→ Task details:
Below are some records. Pull every line that contains the word "this".

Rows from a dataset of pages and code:

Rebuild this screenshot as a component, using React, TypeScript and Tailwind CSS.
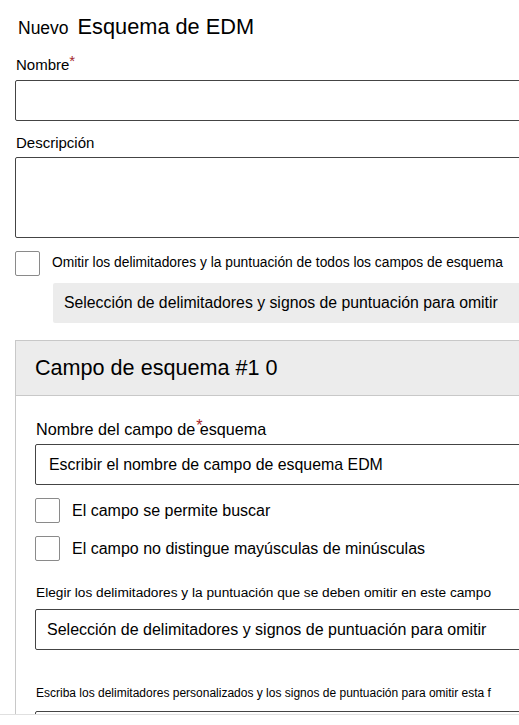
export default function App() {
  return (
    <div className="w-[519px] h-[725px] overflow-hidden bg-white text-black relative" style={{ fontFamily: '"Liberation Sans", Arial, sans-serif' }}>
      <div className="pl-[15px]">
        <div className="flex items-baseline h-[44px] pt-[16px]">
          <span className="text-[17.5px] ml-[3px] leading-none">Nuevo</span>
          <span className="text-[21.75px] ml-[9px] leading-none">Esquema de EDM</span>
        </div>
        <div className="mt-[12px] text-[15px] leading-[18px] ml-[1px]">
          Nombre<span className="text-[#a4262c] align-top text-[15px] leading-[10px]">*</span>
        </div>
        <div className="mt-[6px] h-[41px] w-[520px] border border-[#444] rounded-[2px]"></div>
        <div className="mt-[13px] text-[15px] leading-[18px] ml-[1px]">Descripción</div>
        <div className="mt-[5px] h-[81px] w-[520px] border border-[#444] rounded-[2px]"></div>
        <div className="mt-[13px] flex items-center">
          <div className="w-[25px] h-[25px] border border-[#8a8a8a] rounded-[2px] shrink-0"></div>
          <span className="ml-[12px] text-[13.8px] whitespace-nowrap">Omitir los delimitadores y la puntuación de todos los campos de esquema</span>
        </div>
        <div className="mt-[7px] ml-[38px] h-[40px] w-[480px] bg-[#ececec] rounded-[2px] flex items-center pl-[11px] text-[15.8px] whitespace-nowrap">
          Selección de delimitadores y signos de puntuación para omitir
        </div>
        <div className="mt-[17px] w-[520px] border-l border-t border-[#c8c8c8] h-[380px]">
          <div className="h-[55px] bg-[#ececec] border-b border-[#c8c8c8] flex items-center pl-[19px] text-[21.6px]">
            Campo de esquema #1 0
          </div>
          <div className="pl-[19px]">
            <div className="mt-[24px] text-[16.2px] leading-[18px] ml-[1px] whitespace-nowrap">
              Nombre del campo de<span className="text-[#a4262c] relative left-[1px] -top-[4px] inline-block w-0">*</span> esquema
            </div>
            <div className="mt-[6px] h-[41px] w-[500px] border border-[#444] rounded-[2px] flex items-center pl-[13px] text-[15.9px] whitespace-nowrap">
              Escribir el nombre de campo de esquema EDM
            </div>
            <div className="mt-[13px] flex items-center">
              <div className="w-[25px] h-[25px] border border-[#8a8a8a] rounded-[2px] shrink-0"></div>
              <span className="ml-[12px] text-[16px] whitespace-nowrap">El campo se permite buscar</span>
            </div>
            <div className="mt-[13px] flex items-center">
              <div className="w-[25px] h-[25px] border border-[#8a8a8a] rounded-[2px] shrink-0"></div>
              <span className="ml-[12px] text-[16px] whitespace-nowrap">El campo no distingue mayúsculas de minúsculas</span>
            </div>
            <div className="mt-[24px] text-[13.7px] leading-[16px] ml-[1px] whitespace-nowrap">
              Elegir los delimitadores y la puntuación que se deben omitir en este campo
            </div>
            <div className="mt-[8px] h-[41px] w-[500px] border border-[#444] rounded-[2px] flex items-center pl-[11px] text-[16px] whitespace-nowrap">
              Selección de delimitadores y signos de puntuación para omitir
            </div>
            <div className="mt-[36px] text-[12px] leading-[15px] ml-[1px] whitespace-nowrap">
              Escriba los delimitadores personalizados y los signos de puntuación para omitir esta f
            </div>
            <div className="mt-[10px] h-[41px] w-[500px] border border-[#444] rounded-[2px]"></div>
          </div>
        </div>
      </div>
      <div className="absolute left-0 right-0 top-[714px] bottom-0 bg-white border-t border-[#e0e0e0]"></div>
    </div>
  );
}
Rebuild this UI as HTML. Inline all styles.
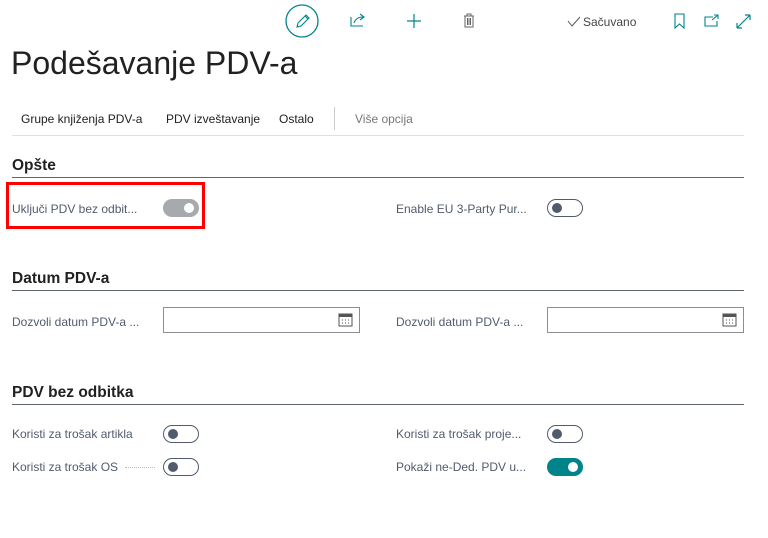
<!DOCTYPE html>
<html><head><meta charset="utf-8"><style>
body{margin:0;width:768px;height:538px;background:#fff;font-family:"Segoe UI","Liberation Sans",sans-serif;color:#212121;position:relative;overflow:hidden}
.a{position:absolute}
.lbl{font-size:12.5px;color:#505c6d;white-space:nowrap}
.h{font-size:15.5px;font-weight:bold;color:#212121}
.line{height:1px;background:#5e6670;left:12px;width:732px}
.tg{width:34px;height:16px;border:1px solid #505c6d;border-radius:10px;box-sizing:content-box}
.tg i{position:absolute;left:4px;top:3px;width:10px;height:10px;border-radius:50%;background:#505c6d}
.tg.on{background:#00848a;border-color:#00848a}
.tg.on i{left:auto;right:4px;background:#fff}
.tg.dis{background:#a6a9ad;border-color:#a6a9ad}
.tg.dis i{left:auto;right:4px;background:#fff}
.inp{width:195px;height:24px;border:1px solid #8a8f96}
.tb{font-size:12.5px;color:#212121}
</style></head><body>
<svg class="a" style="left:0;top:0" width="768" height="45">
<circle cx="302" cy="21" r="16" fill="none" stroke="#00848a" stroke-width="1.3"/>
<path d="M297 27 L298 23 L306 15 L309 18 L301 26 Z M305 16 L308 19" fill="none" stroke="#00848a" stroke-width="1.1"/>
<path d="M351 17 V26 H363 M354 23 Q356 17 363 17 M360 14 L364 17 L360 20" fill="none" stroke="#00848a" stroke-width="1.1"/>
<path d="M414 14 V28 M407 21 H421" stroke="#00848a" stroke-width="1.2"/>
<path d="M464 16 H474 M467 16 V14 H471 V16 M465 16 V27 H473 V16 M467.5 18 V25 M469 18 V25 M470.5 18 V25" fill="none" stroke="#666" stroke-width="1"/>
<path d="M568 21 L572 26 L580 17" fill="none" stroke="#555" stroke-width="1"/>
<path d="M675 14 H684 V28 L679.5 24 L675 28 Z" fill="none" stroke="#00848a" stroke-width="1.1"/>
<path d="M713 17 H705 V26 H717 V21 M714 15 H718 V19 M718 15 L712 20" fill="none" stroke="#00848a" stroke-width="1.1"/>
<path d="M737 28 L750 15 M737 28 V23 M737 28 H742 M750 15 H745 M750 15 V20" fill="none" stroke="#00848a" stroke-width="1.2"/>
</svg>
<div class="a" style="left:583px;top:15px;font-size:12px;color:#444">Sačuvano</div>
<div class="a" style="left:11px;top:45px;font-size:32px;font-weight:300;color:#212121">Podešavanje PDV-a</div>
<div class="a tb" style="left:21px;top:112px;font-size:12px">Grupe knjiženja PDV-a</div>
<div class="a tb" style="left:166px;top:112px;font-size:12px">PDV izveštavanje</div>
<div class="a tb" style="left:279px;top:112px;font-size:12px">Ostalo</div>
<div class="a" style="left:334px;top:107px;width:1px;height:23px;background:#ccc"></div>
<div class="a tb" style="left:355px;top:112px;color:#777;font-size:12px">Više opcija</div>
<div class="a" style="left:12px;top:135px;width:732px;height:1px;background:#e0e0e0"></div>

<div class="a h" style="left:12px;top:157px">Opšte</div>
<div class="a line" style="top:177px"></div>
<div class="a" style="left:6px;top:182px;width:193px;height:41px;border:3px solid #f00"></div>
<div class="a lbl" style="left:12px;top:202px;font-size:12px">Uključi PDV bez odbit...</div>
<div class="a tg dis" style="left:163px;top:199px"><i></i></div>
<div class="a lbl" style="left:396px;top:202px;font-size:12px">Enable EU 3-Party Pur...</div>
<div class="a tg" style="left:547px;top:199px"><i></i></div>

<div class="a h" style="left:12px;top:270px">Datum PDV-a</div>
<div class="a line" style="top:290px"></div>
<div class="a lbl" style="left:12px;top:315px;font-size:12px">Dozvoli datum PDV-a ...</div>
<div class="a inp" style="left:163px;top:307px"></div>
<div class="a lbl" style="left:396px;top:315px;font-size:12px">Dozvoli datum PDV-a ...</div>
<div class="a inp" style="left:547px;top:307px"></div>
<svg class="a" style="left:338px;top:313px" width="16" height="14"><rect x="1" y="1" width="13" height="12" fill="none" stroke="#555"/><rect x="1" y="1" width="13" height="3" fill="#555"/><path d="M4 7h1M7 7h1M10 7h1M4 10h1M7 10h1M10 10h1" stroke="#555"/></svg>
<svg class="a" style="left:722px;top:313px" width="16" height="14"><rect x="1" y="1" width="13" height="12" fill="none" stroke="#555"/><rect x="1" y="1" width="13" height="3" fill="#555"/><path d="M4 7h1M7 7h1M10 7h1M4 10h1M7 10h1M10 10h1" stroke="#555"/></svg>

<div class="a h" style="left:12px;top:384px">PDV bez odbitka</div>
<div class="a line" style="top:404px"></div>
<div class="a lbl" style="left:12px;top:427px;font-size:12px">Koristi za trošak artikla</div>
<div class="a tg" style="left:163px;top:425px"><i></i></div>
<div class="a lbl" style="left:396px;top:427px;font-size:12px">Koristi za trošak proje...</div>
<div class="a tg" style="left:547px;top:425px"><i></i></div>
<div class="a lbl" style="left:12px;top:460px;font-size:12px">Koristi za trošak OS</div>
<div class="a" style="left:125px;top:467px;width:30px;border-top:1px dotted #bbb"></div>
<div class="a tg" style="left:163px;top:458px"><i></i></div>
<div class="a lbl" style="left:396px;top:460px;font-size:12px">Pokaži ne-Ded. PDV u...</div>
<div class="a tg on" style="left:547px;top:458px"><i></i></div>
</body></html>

→ Exercise output:
Rebuild this screenshot as a component, using React, TypeScript and Tailwind CSS.
Rebuild this UI as HTML. Inline all styles.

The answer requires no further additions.